California, Mississippi, Oklahoma, Iowa and Tennessee suffered most disasters, with over 300m people living in those counties
Ninety percent of the counties in the US suffered a weather disaster between 2011 and 2021, according to a new report.
Some endured as many as 12 federally declared disasters over those 11 years. More than 300 million people – 93% of the population – live in these counties.
Rebuild by Design, which published the report, is a non-profit that researches ways to prepare for and adapt to climate change. It was started by the Department of Housing and Urban Development in the wake of Hurricane Sandy, the catastrophic storm that slammed the eastern US just over 10 years ago, causing $62.5bn in damage.
Researchers had access to data from contractors who work closely with the Federal Emergency Management Agency (Fema), allowing them to analyze disasters and payouts down to the county level. They also looked at who is most vulnerable and compared how long people in different places are left without power after extreme weather.
California, Mississippi, Oklahoma, Iowa and Tennessee had the most disasters, at least 20 each, including severe storms, wildfire, flooding and landslides. But Louisiana, New York, New Jersey, North Dakota and Vermont received the most disaster funding per person.
Amy Chester, managing director of Rebuild by Design and co-author of the report, said she was surprised to see some states getting more money to rebuild than others. That is partly because cost of living differs among states.

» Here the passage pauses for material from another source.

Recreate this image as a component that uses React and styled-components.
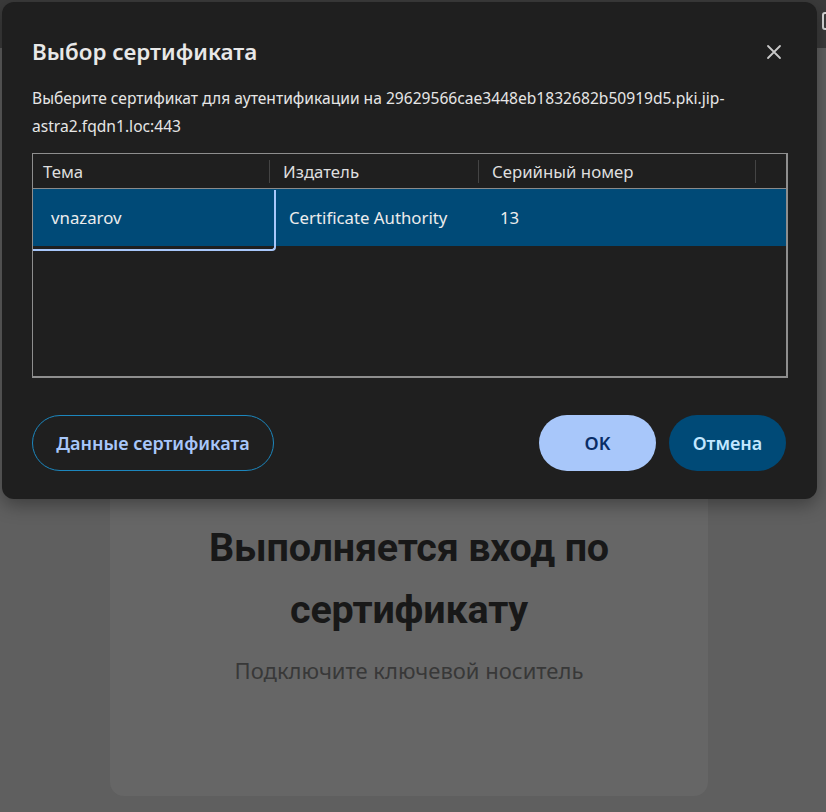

So does the monetary value of what gets damaged or destroyed.
“Disaster funding is oftentimes skewed toward communities that are more affluent and have the most resources,” said Robert Bullard, an environmental and climate justice professor at Texas Southern University, who was not part of the team that wrote the report.
Bullard wrote a book, The Wrong Complexion for Protection in 2012 with another environmental and climate justice expert, Beverly Wright, about how federal responses to disasters often exclude black communities.
The new report seems to support that. People who are most vulnerable to the effects of extreme weather events are not receiving much of the money, the report said. Those areas of the country also endure the longest electric outages.
“When disasters hit … funding doesn’t get to the places of greatest need,” Bullard said.
Another reason for the unevenness of funds could be that heatwaves are excluded from federal disaster law and don’t trigger government aid. If they did, states in the south-west like Arizona and Nevada might rank higher on spending per person.
Rob Jackson, a climate scientist at Stanford University, said the report was prepared by policy advocates, not scientists, and oversteps in attributing every weather disaster to climate change.
Climate change has turbocharged the climate and made some hurricanes stronger and disaster more frequent, Jackson, said, adding: “I don’t think it’s appropriate to call every disaster we’ve experienced in the last 40 years a climate disaster.”
Jackson said the collection could still have value: “I do think there is a service to highlighting that weather disasters affect essentially all Americans now, no matter where we live.”
The annual costs of disasters has soared, Jackson said, to more than $100bn in 2020. The National Centers for Environmental Information tallied more than $150bn for 2021.
The federal government provided counties $91bn to recover after extreme events over the 11 years, the researchers found. That only includes spending from two programs run by Fema and the Department of Housing and Urban Development, not individual assistance or insurance payouts from the agency. Nor does it include help from other agencies like the Small Business Administration or the US army corps of engineers.
Chester said that if all these federal disaster relief programs were included, the total would be far higher. The National Centers for Environmental Information estimate more than $1tn was spent on weather and climate events between 2011 and 2021.
The report recommends the federal government shift to preventing disasters rather than waiting for events to happen. It cites the National Institute of Building Sciences which says that every dollar invested in mitigating natural disaster by building levees or doing prescribed burns saves the country $6.
“The key takeaway for us is that our government continues to invest in places that have already suffered instead of investing in the areas with the highest social and physical vulnerability,” Chester said.